Is Bridge over River Kwai a true story?
Yes and no. It is based on the true story of the Death Railway, and the real people that were part of this human tragedy. However, some parts are fictionalised and dramatised for the book and movie.
The Bridge on the River Kwai is a wonderful Academy Award winning film released in 1957 starring Sir Alec Guiness. It is based on a book name The Bridge Over the River Kwai by a French writer Pierre Boulle.
Boulle was trained in Avignon as an enginneer, which taught him a lot about how to construct bridges. In 1935 he travelled to Malaya to be a rubber planter and when the Japanese came, he was trained as a sabateur, which taught him how to blow up bridges.
He was also imprisoned, not by the Japanese, but by the Vichy French in Hanoi, which taught him a lot about being a prisoner of war. So Boulle had a lot of first hand experience which led to him writing such a compelling story.
However, he had never been on the Thailand-Burma railway. The novel, and especially the later screenplay, was an amalgamation of his experiences, and the stories he and others heard from Malayan rubber plantation workers that did experience the ordeal first hand.
So we can forgive Boulle for making the slight blunder of geography in the naming of the film. The bridge that the movie is about was actually built on the Mae Klong.
The Kwai Noi – meaning Little Tributary in Thai – spills into the Mae Klong about 4km downstream from the Bridge. If you were to take the train, you will see plenty of the River Kwai Noi as the train line runs alongside it. But never does the rail cross it.
However, in the 1960s, due no doubt in small part to the success of the film, the upper part of the Mae Klong – above where the Kwai Noi joins – was renamed the River Kwai Yai or Big Tributary.
The River Kwai, or the Mae Klong, is also in a famous scene from another Academy Award winning film – the Deer Hunter.
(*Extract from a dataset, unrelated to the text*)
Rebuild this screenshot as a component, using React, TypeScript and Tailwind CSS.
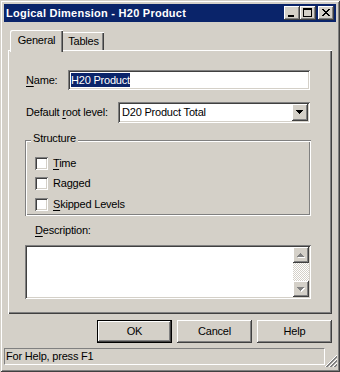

The bank of the River Kwai Yai that the first Russian Roulette scene was filmed with Robert Deniero and Christopher Walken. The Thai actor who played the vicious Viet Cong gamemaster was actually recruited from the local Thai village, and was the second choice. The brutal slaps the two hollywood stars endured from the Gamemaster in the scene had to be real, but the first actor couldn’t bring himself to do it.
Luckily, they found a man who thought he would enjoy it, and the brutal scene still gives me goosebumps.
Why did Japan build the Burma railway?
Shortly after Pearl Harbour the Japanese forces found that British Burma was becoming a liability to its conquest of the Eastern Hemisphere.
Burma was one of the Allies’ last sources of rubber, an increasingly important wartime commodity, and it was also a back-door to supply the anti-Japanese resistance in China.
So, in early 1942, Imperial Japan invaded Burma from the sea and by land over the Tenasserim Range that we’re now heading towards. They installed a puppet regime, and continued North-West to dig into British India.
But at its peak, the Allied Forces’ Burma Campaign saw around 1 million troops come from across the British Empire to head off the Armies of Imperial Japan and its puppet regimes.
For Imperial Japan, fighting on this front, and keeping control of Burma meant supplying an equally formidable war effort from the East. However, the Tenasserim Range that divides Thailand from Burma, with its hilly topography, rivers, dense jungles and monsoonal climate, made for a terrible supply route.
The alternative sea-route via Singapore and the Malacca Strait was long, and made for easy pickings by the Allied Navy. Linking the Thai rail network to the British-built rail network in on the other side of the hills was the only solution.
If successful, Japanese-held Burma would turn from a strategic over-reach into a strategic stronghold – one from which to dig further into British India.
What is Hellfire Pass?
The Hellfire Pass is a rock cutting along the Thai-Burma railway route. It is no longer reached by the train that still runs today, but it is within a few minutes drive from the terminal station, Nam Tok.
The official name of the feature is the “Konyu Cutting,” but it was called the “Hellfire Pass” by those who worked here around the clock for 12 weeks, illuminated by small fires throughout the night.
It was likely the most physically demanding section of the railway – the sheer rock was cut away by hand without the assistance of heavy machinery.